» **Requirement**:
Transcribe the listing below from its opening line up to and including the line that contains "text-[#666] outline-none placeholder:text-[#c2c2c2]';"; reproduce nothing else.

» **Provided data**:

════════

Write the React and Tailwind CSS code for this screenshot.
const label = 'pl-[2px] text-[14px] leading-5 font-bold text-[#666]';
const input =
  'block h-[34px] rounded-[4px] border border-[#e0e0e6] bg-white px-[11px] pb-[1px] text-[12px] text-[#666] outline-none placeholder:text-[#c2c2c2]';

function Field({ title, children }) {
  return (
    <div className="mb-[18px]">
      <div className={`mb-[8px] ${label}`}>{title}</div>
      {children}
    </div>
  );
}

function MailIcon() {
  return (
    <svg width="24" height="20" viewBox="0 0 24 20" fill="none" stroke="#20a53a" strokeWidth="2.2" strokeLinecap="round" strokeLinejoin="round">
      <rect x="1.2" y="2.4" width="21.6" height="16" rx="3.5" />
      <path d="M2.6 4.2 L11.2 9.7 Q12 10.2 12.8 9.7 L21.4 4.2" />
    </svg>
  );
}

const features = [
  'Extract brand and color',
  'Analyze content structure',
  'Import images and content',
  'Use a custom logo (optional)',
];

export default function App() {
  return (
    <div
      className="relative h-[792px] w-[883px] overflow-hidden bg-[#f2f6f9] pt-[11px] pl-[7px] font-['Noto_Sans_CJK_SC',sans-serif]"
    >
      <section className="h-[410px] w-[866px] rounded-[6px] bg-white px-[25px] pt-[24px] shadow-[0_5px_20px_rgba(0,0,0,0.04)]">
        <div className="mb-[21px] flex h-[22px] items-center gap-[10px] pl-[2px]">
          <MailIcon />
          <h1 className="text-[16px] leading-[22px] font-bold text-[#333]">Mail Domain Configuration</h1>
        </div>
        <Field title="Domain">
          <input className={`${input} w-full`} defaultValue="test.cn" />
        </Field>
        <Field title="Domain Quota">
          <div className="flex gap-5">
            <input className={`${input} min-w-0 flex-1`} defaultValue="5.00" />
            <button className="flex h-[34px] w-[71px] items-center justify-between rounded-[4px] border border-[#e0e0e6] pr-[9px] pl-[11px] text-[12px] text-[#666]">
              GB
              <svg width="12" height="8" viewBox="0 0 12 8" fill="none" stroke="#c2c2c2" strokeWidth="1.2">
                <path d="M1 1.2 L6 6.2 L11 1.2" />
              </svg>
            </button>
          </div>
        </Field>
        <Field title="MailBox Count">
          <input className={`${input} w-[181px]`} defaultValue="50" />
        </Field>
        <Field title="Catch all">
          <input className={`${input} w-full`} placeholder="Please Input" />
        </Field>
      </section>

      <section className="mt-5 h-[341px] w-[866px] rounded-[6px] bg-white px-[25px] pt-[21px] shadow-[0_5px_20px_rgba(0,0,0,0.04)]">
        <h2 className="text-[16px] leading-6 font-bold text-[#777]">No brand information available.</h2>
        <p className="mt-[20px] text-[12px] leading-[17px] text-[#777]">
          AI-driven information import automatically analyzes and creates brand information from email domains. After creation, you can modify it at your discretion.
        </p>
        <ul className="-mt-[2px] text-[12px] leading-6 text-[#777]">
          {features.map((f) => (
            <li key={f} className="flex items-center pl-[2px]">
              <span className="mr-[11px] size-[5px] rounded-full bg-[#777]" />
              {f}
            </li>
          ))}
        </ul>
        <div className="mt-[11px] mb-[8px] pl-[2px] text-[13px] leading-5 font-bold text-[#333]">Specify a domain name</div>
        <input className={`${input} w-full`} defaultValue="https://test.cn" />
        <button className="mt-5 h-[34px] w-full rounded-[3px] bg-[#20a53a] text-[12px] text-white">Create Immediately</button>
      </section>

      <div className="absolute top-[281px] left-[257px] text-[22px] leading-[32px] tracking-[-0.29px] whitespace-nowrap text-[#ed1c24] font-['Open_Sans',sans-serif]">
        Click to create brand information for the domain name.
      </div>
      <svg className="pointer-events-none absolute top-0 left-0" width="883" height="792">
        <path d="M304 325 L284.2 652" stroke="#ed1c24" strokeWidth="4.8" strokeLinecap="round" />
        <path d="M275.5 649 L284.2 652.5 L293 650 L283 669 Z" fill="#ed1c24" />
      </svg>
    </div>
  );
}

════════

» **Response**:
Write the React and Tailwind CSS code for this screenshot.
const label = 'pl-[2px] text-[14px] leading-5 font-bold text-[#666]';
const input =
  'block h-[34px] rounded-[4px] border border-[#e0e0e6] bg-white px-[11px] pb-[1px] text-[12px] text-[#666] outline-none placeholder:text-[#c2c2c2]';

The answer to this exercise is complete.